As I’m scrolling through Facebook in the wee hours of the morning and the non-wee hours of the morning, afternoon and night, it’s hard not to be overwhelmed. It’s all those videos from Better Homes and Garden and HGTV and the Food Network. All of them offering ideas for dishes and projects I could make. Things I should be making from scratch. Each seemingly more elaborate and more time consuming than the last. I mean, is it necessary for me to craft a wreath out of recycled denim? Do I really need to add removable wallpaper to the sides of the drawers in my kitchen? Should I take the time to repurpose an old file cabinet into storage for garden tools?
There’s a suggestion however subtle or unintended, that I do more. That I’m supposed to be this renaissance woman capable of fashioning adorable and practical home decor ala MacGyver; baking homemade strawberry poke cakes; pickling heirloom, organic produce; and staying on top of the latest news to be outraged about; all while raising kids who experience the just-right blend of helicoptering and free ranging.
We’ve built an entire society worker bees. Convinced that our value can only be measured in all that we do. I know (I know!) believing this is a fallacy. What I value in other people isn’t their ability to get to inbox zero or how high they’ve climbed a corporate ladder or whether their closets are Martha Stewart approved or their children’s birthday parties are Pinterest worthy.
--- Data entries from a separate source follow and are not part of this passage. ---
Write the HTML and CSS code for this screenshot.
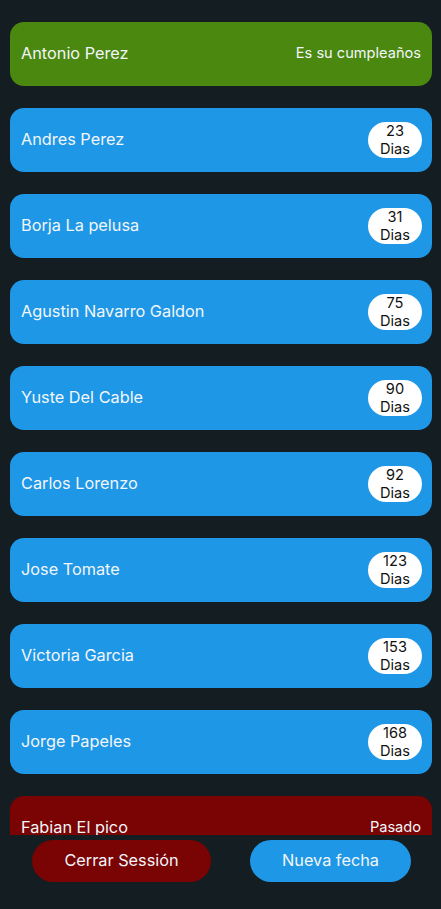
FILE: index.html
```html
<!DOCTYPE html>
<html lang="es">
<head>
<meta charset="utf-8">
<title>Cumpleaños</title>
<link rel="stylesheet" href="styles.css">
</head>
<body>
<div class="app">
  <div class="list">
    <div class="card today"><span class="name">Antonio Perez</span><span class="status">Es su cumpleaños</span></div>
    <div class="card"><span class="name">Andres Perez</span><span class="badge">23<br>Dias</span></div>
    <div class="card"><span class="name">Borja La pelusa</span><span class="badge">31<br>Dias</span></div>
    <div class="card"><span class="name">Agustin Navarro Galdon</span><span class="badge">75<br>Dias</span></div>
    <div class="card"><span class="name">Yuste Del Cable</span><span class="badge">90<br>Dias</span></div>
    <div class="card"><span class="name">Carlos Lorenzo</span><span class="badge">92<br>Dias</span></div>
    <div class="card"><span class="name">Jose Tomate</span><span class="badge">123<br>Dias</span></div>
    <div class="card"><span class="name">Victoria Garcia</span><span class="badge">153<br>Dias</span></div>
    <div class="card"><span class="name">Jorge Papeles</span><span class="badge">168<br>Dias</span></div>
    <div class="card past"><span class="name">Fabian El pico</span><span class="status">Pasado</span></div>
  </div>
  <div class="footer">
    <button class="btn logout">Cerrar Sessión</button>
    <button class="btn new">Nueva fecha</button>
  </div>
</div>
</body>
</html>
```
FILE: styles.css
```css
html, body {
  margin: 0;
  padding: 0;
  background: #141d22;
  font-family: "Inter", "Liberation Sans", sans-serif;
}
.app {
  width: 441px;
  height: 909px;
  display: flex;
  flex-direction: column;
}
.list {
  height: 835px;
  overflow: hidden;
  display: flex;
  flex-direction: column;
  gap: 22px;
  padding: 22px 9px 0 10px;
  box-sizing: border-box;
}
.card {
  flex: 0 0 64px;
  height: 64px;
  box-sizing: border-box;
  border-radius: 14px;
  background: #1e97e6;
  display: flex;
  align-items: center;
  justify-content: space-between;
  padding: 0 11px 3px 11px;
  color: #f2f6fa;
}
.card.today { background: #4b880f; }
.card.past { background: #7a0303; }
.name { font-size: 16.3px; }
.status { font-size: 14.6px; }
.badge {
  background: #fff;
  color: #111;
  width: 54px;
  height: 36px;
  margin-top: 3px;
  border-radius: 18px;
  text-align: center;
  font-size: 14.6px;
  line-height: 18px;
  display: flex;
  align-items: center;
  justify-content: center;
  margin-right: -1px;
}
.footer {
  display: flex;
  padding: 5px 0 0 32px;
  gap: 39px;
}
.btn {
  height: 42px;
  border: none;
  border-radius: 21px;
  font-family: inherit;
  font-size: 16.3px;
  color: #f2f6fa;
  padding: 0 0 2px;
}
.logout { width: 179px; background: #7a0303; }
.new { width: 161px; background: #1e97e6; }
```
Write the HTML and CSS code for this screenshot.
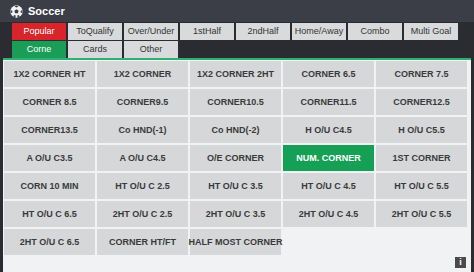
FILE: index.html
```html
<!DOCTYPE html>
<html>
<head>
<meta charset="utf-8">
<link rel="stylesheet" href="styles.css">
</head>
<body>
<div class="widget">
  <div class="header">
    <svg class="ball" width="13" height="13" viewBox="0 0 20 20">
      <circle cx="10" cy="10" r="9.5" fill="#f2f2f2"/>
      <polygon points="10,6.5 13.3,8.9 12.1,12.8 7.9,12.8 6.7,8.9" fill="#3b3e46"/>
      <path d="M10 0.6 L13 2.2 L10 4 L7 2.2 Z" fill="#3b3e46"/>
      <path d="M18.9 8 L19.2 11.6 L16.8 12.3 L16.3 8.7 Z" fill="#3b3e46"/>
      <path d="M1.1 8 L0.8 11.6 L3.2 12.3 L3.7 8.7 Z" fill="#3b3e46"/>
      <path d="M5 17.2 L7.8 19.2 L9.2 16.6 L6.6 15.3 Z" fill="#3b3e46"/>
      <path d="M15 17.2 L12.2 19.2 L10.8 16.6 L13.4 15.3 Z" fill="#3b3e46"/>
    </svg>
    <span class="title">Soccer</span>
  </div>
  <div class="tabs">
    <div class="tabrow">
      <div class="tab red">Popular</div>
      <div class="tab">ToQualify</div>
      <div class="tab">Over/Under</div>
      <div class="tab">1stHalf</div>
      <div class="tab">2ndHalf</div>
      <div class="tab">Home/Away</div>
      <div class="tab">Combo</div>
      <div class="tab">Multi Goal</div>
    </div>
    <div class="tabrow">
      <div class="tab green">Corne</div>
      <div class="tab">Cards</div>
      <div class="tab">Other</div>
    </div>
  </div>
  <div class="panel">
    <div class="grid">
      <div class="cell">1X2 CORNER HT</div>
      <div class="cell">1X2 CORNER</div>
      <div class="cell">1X2 CORNER 2HT</div>
      <div class="cell">CORNER 6.5</div>
      <div class="cell">CORNER 7.5</div>
      <div class="cell">CORNER 8.5</div>
      <div class="cell">CORNER9.5</div>
      <div class="cell">CORNER10.5</div>
      <div class="cell">CORNER11.5</div>
      <div class="cell">CORNER12.5</div>
      <div class="cell">CORNER13.5</div>
      <div class="cell">Co HND(-1)</div>
      <div class="cell">Co HND(-2)</div>
      <div class="cell">H O/U C4.5</div>
      <div class="cell">H O/U C5.5</div>
      <div class="cell">A O/U C3.5</div>
      <div class="cell">A O/U C4.5</div>
      <div class="cell">O/E CORNER</div>
      <div class="cell active">NUM. CORNER</div>
      <div class="cell">1ST CORNER</div>
      <div class="cell">CORN 10 MIN</div>
      <div class="cell">HT O/U C 2.5</div>
      <div class="cell">HT O/U C 3.5</div>
      <div class="cell">HT O/U C 4.5</div>
      <div class="cell">HT O/U C 5.5</div>
      <div class="cell">HT O/U C 6.5</div>
      <div class="cell">2HT O/U C 2.5</div>
      <div class="cell">2HT O/U C 3.5</div>
      <div class="cell">2HT O/U C 4.5</div>
      <div class="cell">2HT O/U C 5.5</div>
      <div class="cell">2HT O/U C 6.5</div>
      <div class="cell">CORNER HT/FT</div>
      <div class="cell">HALF MOST CORNER</div>
    </div>
    <div class="info">i</div>
  </div>
</div>
</body>
</html>
```
FILE: styles.css
```css
html, body {
  margin: 0;
  padding: 0;
  background: #2a2c32;
}
.widget {
  width: 474px;
  height: 272px;
  background: #2a2c32;
  font-family: "Liberation Sans", Arial, sans-serif;
  overflow: hidden;
  display: flex;
  flex-direction: column;
}
.header {
  height: 22px;
  background: #3b3e46;
  display: flex;
  align-items: center;
  padding-left: 10px;
  gap: 5px;
}
.title {
  color: #ffffff;
  font-weight: bold;
  font-size: 11px;
}
.tabs {
  padding: 1px 0 0 12px;
  display: flex;
  flex-direction: column;
  gap: 1px;
}
.tabrow {
  display: flex;
  gap: 2px;
}
.tab {
  width: 54px;
  height: 17px;
  line-height: 17px;
  text-align: center;
  background: #d9dadc;
  color: #333333;
  font-size: 9px;
}
.tab.red {
  background: #d8242b;
  color: #ffffff;
}
.tab.green {
  background: #1a9e57;
  color: #ffffff;
}
.panel {
  margin: 0 3px;
  flex: 1;
  background: #f1f2f3;
  border-top: 2px solid #2fb073;
  padding: 1px 1px 0 1px;
  position: relative;
}
.grid {
  display: grid;
  grid-template-columns: repeat(5, 91px);
  grid-auto-rows: 26px;
  gap: 2px;
}
.cell {
  background: #d5d7d9;
  color: #3a3a3a;
  font-weight: bold;
  font-size: 9px;
  display: flex;
  align-items: center;
  justify-content: center;
  white-space: nowrap;
}
.cell.active {
  background: #16a055;
  color: #ffffff;
}
.info {
  position: absolute;
  right: 5px;
  bottom: 4px;
  width: 11px;
  height: 11px;
  background: #4a4a4a;
  color: #ffffff;
  font-size: 9px;
  font-weight: bold;
  line-height: 11px;
  text-align: center;
}
```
My favorite people are inevitably the ones who bring me to stillness- who know the value of a cup of coffee and good conversation. People who pursue creativity in whatever form that takes for them- whether its writing, painting, woodworking or cake decorating- and inspire me to do the same. People who can find as much beauty in the dew covering their front lawn as they do in adventures to exotic locales.
We’re being taught to cast a wide net to haul in our best lives, picking through the catch for the choicest bits. But lately I feel overwhelmed by that. All the piles of things. All the stuff we amass that takes up space either physically or mentally.
I don’t know that I have the energy to pull that overloaded net back in.
So I go back to stillness. Because Baby Girl forces me to be still and because maybe it’s in stillness that I’ll find more peace in this reality I’m in.
Maybe the answer to the calm I’m seeking isn’t an ever growing net, but a single fishing line cast out into the water and me standing on shore waiting patiently. Writing a better story for myself all the while.
It’s not as if I have a choice in the matter these days.
Because Baby Girl Loves to be held.
And maybe holding her is all the doing I need to do right now.